• **Material**
══════════════════════════════

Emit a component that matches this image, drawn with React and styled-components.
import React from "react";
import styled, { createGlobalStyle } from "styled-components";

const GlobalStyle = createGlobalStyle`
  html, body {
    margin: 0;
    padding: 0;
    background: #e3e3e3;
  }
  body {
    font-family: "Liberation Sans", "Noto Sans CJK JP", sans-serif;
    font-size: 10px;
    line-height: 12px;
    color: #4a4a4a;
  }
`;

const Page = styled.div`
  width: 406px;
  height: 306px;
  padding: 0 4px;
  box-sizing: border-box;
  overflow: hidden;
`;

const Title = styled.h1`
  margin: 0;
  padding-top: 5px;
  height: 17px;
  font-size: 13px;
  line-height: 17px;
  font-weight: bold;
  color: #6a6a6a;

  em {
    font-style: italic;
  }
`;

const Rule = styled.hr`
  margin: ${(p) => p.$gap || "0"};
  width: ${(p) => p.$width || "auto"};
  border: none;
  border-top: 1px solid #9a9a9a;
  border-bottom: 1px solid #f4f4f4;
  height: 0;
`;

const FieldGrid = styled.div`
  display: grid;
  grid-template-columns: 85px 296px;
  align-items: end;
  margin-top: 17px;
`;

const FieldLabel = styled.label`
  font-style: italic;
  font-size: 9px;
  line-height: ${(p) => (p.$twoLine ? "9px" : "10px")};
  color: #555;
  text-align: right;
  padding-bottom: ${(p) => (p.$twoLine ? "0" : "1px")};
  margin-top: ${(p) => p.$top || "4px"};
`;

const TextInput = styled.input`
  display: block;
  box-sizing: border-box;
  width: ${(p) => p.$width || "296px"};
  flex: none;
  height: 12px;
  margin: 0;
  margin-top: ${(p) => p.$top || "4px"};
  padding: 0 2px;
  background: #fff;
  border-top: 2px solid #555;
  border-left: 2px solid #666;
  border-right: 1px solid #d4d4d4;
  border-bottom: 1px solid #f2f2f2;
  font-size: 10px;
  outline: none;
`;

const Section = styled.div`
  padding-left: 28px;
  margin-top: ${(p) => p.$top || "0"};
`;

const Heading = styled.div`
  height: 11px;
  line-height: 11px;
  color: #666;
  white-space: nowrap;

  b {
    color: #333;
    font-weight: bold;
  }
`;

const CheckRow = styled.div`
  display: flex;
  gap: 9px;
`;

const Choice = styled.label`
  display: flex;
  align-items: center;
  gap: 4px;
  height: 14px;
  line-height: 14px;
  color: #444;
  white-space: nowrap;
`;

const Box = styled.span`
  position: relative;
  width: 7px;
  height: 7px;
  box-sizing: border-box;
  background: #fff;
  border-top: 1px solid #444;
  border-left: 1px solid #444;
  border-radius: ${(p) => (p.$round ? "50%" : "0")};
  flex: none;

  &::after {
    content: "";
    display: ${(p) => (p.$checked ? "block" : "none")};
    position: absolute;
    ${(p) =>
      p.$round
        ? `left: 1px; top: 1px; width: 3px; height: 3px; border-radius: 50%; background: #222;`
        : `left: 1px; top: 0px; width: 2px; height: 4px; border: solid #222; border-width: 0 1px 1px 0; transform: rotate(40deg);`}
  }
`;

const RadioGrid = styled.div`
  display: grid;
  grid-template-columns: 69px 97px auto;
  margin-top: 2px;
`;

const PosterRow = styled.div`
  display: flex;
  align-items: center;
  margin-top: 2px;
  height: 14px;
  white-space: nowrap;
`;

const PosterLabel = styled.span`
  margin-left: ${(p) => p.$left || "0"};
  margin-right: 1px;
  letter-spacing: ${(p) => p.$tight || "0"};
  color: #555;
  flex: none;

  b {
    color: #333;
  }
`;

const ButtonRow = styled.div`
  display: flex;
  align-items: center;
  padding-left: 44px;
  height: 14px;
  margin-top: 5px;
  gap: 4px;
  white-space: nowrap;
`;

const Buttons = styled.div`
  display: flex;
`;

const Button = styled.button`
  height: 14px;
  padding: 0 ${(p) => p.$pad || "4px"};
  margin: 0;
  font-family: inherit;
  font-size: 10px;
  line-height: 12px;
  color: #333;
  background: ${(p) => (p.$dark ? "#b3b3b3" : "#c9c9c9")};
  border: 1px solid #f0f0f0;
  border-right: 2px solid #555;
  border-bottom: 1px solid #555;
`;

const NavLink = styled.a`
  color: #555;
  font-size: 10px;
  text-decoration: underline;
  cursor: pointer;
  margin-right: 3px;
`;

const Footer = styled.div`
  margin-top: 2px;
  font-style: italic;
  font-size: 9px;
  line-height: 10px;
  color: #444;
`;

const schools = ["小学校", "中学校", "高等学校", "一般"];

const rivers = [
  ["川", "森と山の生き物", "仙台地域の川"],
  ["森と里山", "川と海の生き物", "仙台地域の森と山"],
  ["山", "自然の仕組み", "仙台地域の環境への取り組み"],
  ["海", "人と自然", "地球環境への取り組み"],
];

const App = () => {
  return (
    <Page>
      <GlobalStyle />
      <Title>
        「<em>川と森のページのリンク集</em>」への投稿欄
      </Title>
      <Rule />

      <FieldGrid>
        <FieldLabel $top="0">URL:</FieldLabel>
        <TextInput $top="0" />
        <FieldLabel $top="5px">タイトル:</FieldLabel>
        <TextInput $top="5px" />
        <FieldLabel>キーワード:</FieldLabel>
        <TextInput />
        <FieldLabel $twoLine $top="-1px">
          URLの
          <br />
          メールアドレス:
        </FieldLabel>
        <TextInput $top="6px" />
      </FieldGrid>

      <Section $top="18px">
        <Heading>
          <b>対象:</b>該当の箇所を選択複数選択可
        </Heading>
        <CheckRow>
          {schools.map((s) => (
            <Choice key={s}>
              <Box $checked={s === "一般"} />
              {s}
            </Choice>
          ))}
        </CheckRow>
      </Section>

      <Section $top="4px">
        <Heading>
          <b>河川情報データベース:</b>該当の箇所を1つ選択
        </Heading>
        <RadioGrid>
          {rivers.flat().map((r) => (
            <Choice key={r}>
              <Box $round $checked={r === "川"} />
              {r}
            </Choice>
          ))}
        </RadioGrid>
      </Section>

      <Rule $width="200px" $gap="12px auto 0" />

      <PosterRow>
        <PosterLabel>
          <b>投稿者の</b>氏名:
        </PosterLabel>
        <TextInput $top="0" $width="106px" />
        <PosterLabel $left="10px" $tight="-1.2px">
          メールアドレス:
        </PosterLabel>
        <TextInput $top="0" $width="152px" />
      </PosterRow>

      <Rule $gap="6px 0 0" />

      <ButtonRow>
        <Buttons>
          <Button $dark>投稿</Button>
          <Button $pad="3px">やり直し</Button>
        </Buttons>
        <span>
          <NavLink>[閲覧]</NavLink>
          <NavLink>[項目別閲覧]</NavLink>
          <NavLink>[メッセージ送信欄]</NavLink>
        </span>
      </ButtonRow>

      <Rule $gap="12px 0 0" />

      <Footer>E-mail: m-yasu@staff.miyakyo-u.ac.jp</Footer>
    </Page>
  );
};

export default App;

══════════════════════════════

• **Stated task**
Repeat the preceding lines exactly, please, every one of them.

• **Reply**
Emit a component that matches this image, drawn with React and styled-components.
import React from "react";
import styled, { createGlobalStyle } from "styled-components";

const GlobalStyle = createGlobalStyle`
  html, body {
    margin: 0;
    padding: 0;
    background: #e3e3e3;
  }
  body {
    font-family: "Liberation Sans", "Noto Sans CJK JP", sans-serif;
    font-size: 10px;
    line-height: 12px;
    color: #4a4a4a;
  }
`;

const Page = styled.div`
  width: 406px;
  height: 306px;
  padding: 0 4px;
  box-sizing: border-box;
  overflow: hidden;
`;

const Title = styled.h1`
  margin: 0;
  padding-top: 5px;
  height: 17px;
  font-size: 13px;
  line-height: 17px;
  font-weight: bold;
  color: #6a6a6a;

  em {
    font-style: italic;
  }
`;

const Rule = styled.hr`
  margin: ${(p) => p.$gap || "0"};
  width: ${(p) => p.$width || "auto"};
  border: none;
  border-top: 1px solid #9a9a9a;
  border-bottom: 1px solid #f4f4f4;
  height: 0;
`;

const FieldGrid = styled.div`
  display: grid;
  grid-template-columns: 85px 296px;
  align-items: end;
  margin-top: 17px;
`;

const FieldLabel = styled.label`
  font-style: italic;
  font-size: 9px;
  line-height: ${(p) => (p.$twoLine ? "9px" : "10px")};
  color: #555;
  text-align: right;
  padding-bottom: ${(p) => (p.$twoLine ? "0" : "1px")};
  margin-top: ${(p) => p.$top || "4px"};
`;

const TextInput = styled.input`
  display: block;
  box-sizing: border-box;
  width: ${(p) => p.$width || "296px"};
  flex: none;
  height: 12px;
  margin: 0;
  margin-top: ${(p) => p.$top || "4px"};
  padding: 0 2px;
  background: #fff;
  border-top: 2px solid #555;
  border-left: 2px solid #666;
  border-right: 1px solid #d4d4d4;
  border-bottom: 1px solid #f2f2f2;
  font-size: 10px;
  outline: none;
`;

const Section = styled.div`
  padding-left: 28px;
  margin-top: ${(p) => p.$top || "0"};
`;

const Heading = styled.div`
  height: 11px;
  line-height: 11px;
  color: #666;
  white-space: nowrap;

  b {
    color: #333;
    font-weight: bold;
  }
`;

const CheckRow = styled.div`
  display: flex;
  gap: 9px;
`;

const Choice = styled.label`
  display: flex;
  align-items: center;
  gap: 4px;
  height: 14px;
  line-height: 14px;
  color: #444;
  white-space: nowrap;
`;

const Box = styled.span`
  position: relative;
  width: 7px;
  height: 7px;
  box-sizing: border-box;
  background: #fff;
  border-top: 1px solid #444;
  border-left: 1px solid #444;
  border-radius: ${(p) => (p.$round ? "50%" : "0")};
  flex: none;

  &::after {
    content: "";
    display: ${(p) => (p.$checked ? "block" : "none")};
    position: absolute;
    ${(p) =>
      p.$round
        ? `left: 1px; top: 1px; width: 3px; height: 3px; border-radius: 50%; background: #222;`
        : `left: 1px; top: 0px; width: 2px; height: 4px; border: solid #222; border-width: 0 1px 1px 0; transform: rotate(40deg);`}
  }
`;

const RadioGrid = styled.div`
  display: grid;
  grid-template-columns: 69px 97px auto;
  margin-top: 2px;
`;

const PosterRow = styled.div`
  display: flex;
  align-items: center;
  margin-top: 2px;
  height: 14px;
  white-space: nowrap;
`;

const PosterLabel = styled.span`
  margin-left: ${(p) => p.$left || "0"};
  margin-right: 1px;
  letter-spacing: ${(p) => p.$tight || "0"};
  color: #555;
  flex: none;

  b {
    color: #333;
  }
`;

const ButtonRow = styled.div`
  display: flex;
  align-items: center;
  padding-left: 44px;
  height: 14px;
  margin-top: 5px;
  gap: 4px;
  white-space: nowrap;
`;

const Buttons = styled.div`
  display: flex;
`;

const Button = styled.button`
  height: 14px;
  padding: 0 ${(p) => p.$pad || "4px"};
  margin: 0;
  font-family: inherit;
  font-size: 10px;
  line-height: 12px;
  color: #333;
  background: ${(p) => (p.$dark ? "#b3b3b3" : "#c9c9c9")};
  border: 1px solid #f0f0f0;
  border-right: 2px solid #555;
  border-bottom: 1px solid #555;
`;

const NavLink = styled.a`
  color: #555;
  font-size: 10px;
  text-decoration: underline;
  cursor: pointer;
  margin-right: 3px;
`;

const Footer = styled.div`
  margin-top: 2px;
  font-style: italic;
  font-size: 9px;
  line-height: 10px;
  color: #444;
`;

const schools = ["小学校", "中学校", "高等学校", "一般"];

const rivers = [
  ["川", "森と山の生き物", "仙台地域の川"],
  ["森と里山", "川と海の生き物", "仙台地域の森と山"],
  ["山", "自然の仕組み", "仙台地域の環境への取り組み"],
  ["海", "人と自然", "地球環境への取り組み"],
];

const App = () => {
  return (
    <Page>
      <GlobalStyle />
      <Title>
        「<em>川と森のページのリンク集</em>」への投稿欄
      </Title>
      <Rule />

      <FieldGrid>
        <FieldLabel $top="0">URL:</FieldLabel>
        <TextInput $top="0" />
        <FieldLabel $top="5px">タイトル:</FieldLabel>
        <TextInput $top="5px" />
        <FieldLabel>キーワード:</FieldLabel>
        <TextInput />
        <FieldLabel $twoLine $top="-1px">
          URLの
          <br />
          メールアドレス:
        </FieldLabel>
        <TextInput $top="6px" />
      </FieldGrid>

      <Section $top="18px">
        <Heading>
          <b>対象:</b>該当の箇所を選択複数選択可
        </Heading>
        <CheckRow>
          {schools.map((s) => (
            <Choice key={s}>
              <Box $checked={s === "一般"} />
              {s}
            </Choice>
          ))}
        </CheckRow>
      </Section>

      <Section $top="4px">
        <Heading>
          <b>河川情報データベース:</b>該当の箇所を1つ選択
        </Heading>
        <RadioGrid>
          {rivers.flat().map((r) => (
            <Choice key={r}>
              <Box $round $checked={r === "川"} />
              {r}
            </Choice>
          ))}
        </RadioGrid>
      </Section>

      <Rule $width="200px" $gap="12px auto 0" />

      <PosterRow>
        <PosterLabel>
          <b>投稿者の</b>氏名:
        </PosterLabel>
        <TextInput $top="0" $width="106px" />
        <PosterLabel $left="10px" $tight="-1.2px">
          メールアドレス:
        </PosterLabel>
        <TextInput $top="0" $width="152px" />
      </PosterRow>

      <Rule $gap="6px 0 0" />

      <ButtonRow>
        <Buttons>
          <Button $dark>投稿</Button>
          <Button $pad="3px">やり直し</Button>
        </Buttons>
        <span>
          <NavLink>[閲覧]</NavLink>
          <NavLink>[項目別閲覧]</NavLink>
          <NavLink>[メッセージ送信欄]</NavLink>
        </span>
      </ButtonRow>

      <Rule $gap="12px 0 0" />

      <Footer>E-mail: m-yasu@staff.miyakyo-u.ac.jp</Footer>
    </Page>
  );
};

export default App;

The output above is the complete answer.